▶ TO BE DONE: Make an exact copy of the lines, leaving the pictures out.

▶ DATASET RECORDS:
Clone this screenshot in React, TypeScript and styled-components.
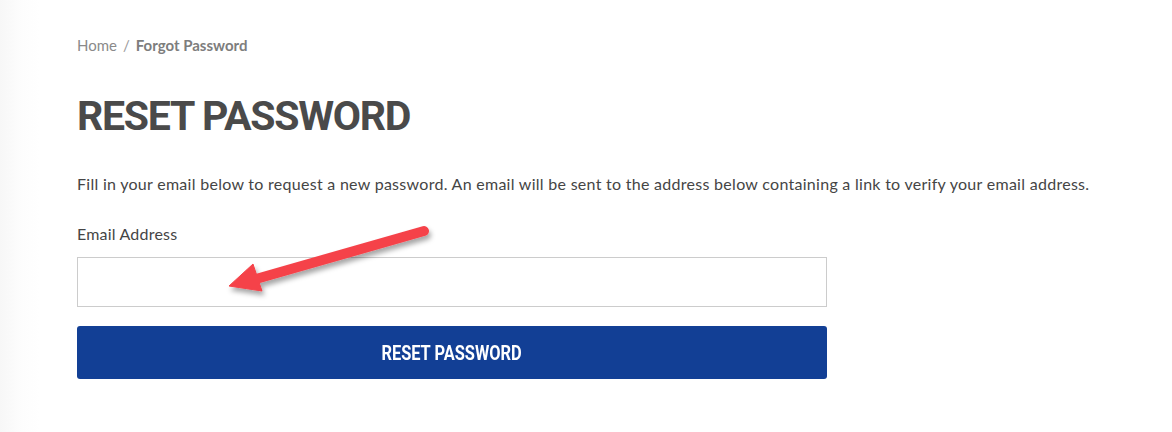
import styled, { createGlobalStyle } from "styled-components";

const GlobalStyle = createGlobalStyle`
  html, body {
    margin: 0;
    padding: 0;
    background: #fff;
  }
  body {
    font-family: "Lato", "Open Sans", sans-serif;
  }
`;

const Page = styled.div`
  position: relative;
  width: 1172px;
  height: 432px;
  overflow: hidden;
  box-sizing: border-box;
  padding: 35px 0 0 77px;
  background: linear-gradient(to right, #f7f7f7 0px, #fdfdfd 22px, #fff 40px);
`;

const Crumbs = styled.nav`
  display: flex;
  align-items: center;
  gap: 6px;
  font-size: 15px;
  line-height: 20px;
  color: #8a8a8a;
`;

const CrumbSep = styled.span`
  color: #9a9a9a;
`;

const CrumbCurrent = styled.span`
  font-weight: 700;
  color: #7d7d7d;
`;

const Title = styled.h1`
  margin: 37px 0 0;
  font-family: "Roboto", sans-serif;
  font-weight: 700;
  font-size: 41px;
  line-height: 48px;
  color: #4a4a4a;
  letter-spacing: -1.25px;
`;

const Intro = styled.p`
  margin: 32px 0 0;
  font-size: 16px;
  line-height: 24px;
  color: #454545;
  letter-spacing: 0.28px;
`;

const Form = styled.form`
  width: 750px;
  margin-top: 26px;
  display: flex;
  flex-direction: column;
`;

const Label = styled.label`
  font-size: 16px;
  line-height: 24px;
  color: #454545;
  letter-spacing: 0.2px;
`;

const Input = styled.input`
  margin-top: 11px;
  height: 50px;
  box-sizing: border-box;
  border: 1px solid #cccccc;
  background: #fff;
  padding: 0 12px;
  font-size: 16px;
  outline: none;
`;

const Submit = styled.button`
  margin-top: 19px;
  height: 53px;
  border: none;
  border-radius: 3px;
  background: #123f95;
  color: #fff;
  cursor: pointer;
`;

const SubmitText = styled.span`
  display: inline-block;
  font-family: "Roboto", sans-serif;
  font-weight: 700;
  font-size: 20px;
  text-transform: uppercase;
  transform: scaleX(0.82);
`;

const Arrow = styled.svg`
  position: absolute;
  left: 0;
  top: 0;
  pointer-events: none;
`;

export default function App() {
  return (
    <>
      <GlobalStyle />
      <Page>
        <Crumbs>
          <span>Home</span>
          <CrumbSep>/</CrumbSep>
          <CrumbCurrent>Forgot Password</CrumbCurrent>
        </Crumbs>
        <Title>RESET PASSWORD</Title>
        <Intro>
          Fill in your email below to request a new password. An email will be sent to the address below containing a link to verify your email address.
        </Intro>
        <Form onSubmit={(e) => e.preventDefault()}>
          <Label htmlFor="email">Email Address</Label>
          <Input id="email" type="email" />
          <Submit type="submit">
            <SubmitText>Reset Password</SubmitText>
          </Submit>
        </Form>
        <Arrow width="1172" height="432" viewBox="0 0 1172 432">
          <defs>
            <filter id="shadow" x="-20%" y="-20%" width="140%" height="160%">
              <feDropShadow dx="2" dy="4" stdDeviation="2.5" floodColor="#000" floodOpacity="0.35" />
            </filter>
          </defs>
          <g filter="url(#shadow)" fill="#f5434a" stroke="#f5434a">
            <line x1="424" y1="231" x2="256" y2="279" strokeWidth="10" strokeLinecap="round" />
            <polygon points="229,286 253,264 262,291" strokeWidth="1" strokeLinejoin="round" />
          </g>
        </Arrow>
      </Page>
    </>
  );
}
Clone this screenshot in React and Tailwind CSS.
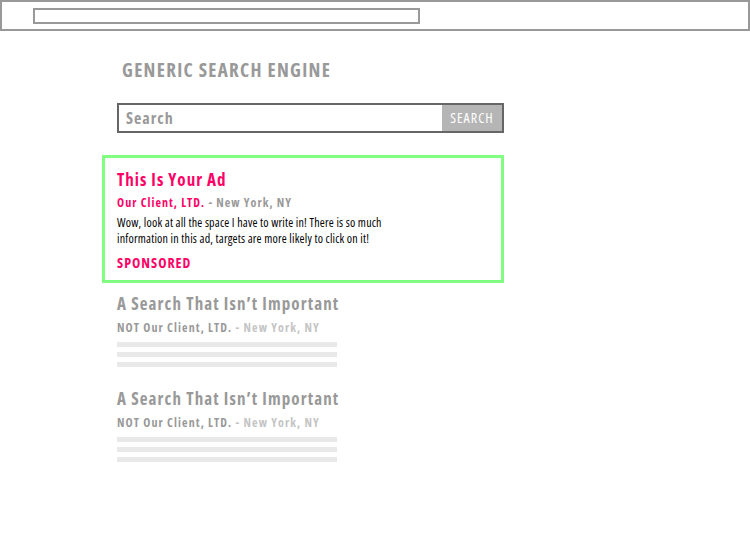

▶ ANSWER TO THIS EXERCISE:
Clone this screenshot in React, TypeScript and styled-components.
import styled, { createGlobalStyle } from "styled-components";

const GlobalStyle = createGlobalStyle`
  html, body {
    margin: 0;
    padding: 0;
    background: #fff;
  }
  body {
    font-family: "Lato", "Open Sans", sans-serif;
  }
`;

const Page = styled.div`
  position: relative;
  width: 1172px;
  height: 432px;
  overflow: hidden;
  box-sizing: border-box;
  padding: 35px 0 0 77px;
  background: linear-gradient(to right, #f7f7f7 0px, #fdfdfd 22px, #fff 40px);
`;

const Crumbs = styled.nav`
  display: flex;
  align-items: center;
  gap: 6px;
  font-size: 15px;
  line-height: 20px;
  color: #8a8a8a;
`;

const CrumbSep = styled.span`
  color: #9a9a9a;
`;

const CrumbCurrent = styled.span`
  font-weight: 700;
  color: #7d7d7d;
`;

const Title = styled.h1`
  margin: 37px 0 0;
  font-family: "Roboto", sans-serif;
  font-weight: 700;
  font-size: 41px;
  line-height: 48px;
  color: #4a4a4a;
  letter-spacing: -1.25px;
`;

const Intro = styled.p`
  margin: 32px 0 0;
  font-size: 16px;
  line-height: 24px;
  color: #454545;
  letter-spacing: 0.28px;
`;

const Form = styled.form`
  width: 750px;
  margin-top: 26px;
  display: flex;
  flex-direction: column;
`;

const Label = styled.label`
  font-size: 16px;
  line-height: 24px;
  color: #454545;
  letter-spacing: 0.2px;
`;

const Input = styled.input`
  margin-top: 11px;
  height: 50px;
  box-sizing: border-box;
  border: 1px solid #cccccc;
  background: #fff;
  padding: 0 12px;
  font-size: 16px;
  outline: none;
`;

const Submit = styled.button`
  margin-top: 19px;
  height: 53px;
  border: none;
  border-radius: 3px;
  background: #123f95;
  color: #fff;
  cursor: pointer;
`;

const SubmitText = styled.span`
  display: inline-block;
  font-family: "Roboto", sans-serif;
  font-weight: 700;
  font-size: 20px;
  text-transform: uppercase;
  transform: scaleX(0.82);
`;

const Arrow = styled.svg`
  position: absolute;
  left: 0;
  top: 0;
  pointer-events: none;
`;

export default function App() {
  return (
    <>
      <GlobalStyle />
      <Page>
        <Crumbs>
          <span>Home</span>
          <CrumbSep>/</CrumbSep>
          <CrumbCurrent>Forgot Password</CrumbCurrent>
        </Crumbs>
        <Title>RESET PASSWORD</Title>
        <Intro>
          Fill in your email below to request a new password. An email will be sent to the address below containing a link to verify your email address.
        </Intro>
        <Form onSubmit={(e) => e.preventDefault()}>
          <Label htmlFor="email">Email Address</Label>
          <Input id="email" type="email" />
          <Submit type="submit">
            <SubmitText>Reset Password</SubmitText>
          </Submit>
        </Form>
        <Arrow width="1172" height="432" viewBox="0 0 1172 432">
          <defs>
            <filter id="shadow" x="-20%" y="-20%" width="140%" height="160%">
              <feDropShadow dx="2" dy="4" stdDeviation="2.5" floodColor="#000" floodOpacity="0.35" />
            </filter>
          </defs>
          <g filter="url(#shadow)" fill="#f5434a" stroke="#f5434a">
            <line x1="424" y1="231" x2="256" y2="279" strokeWidth="10" strokeLinecap="round" />
            <polygon points="229,286 253,264 262,291" strokeWidth="1" strokeLinejoin="round" />
          </g>
        </Arrow>
      </Page>
    </>
  );
}
Clone this screenshot in React and Tailwind CSS.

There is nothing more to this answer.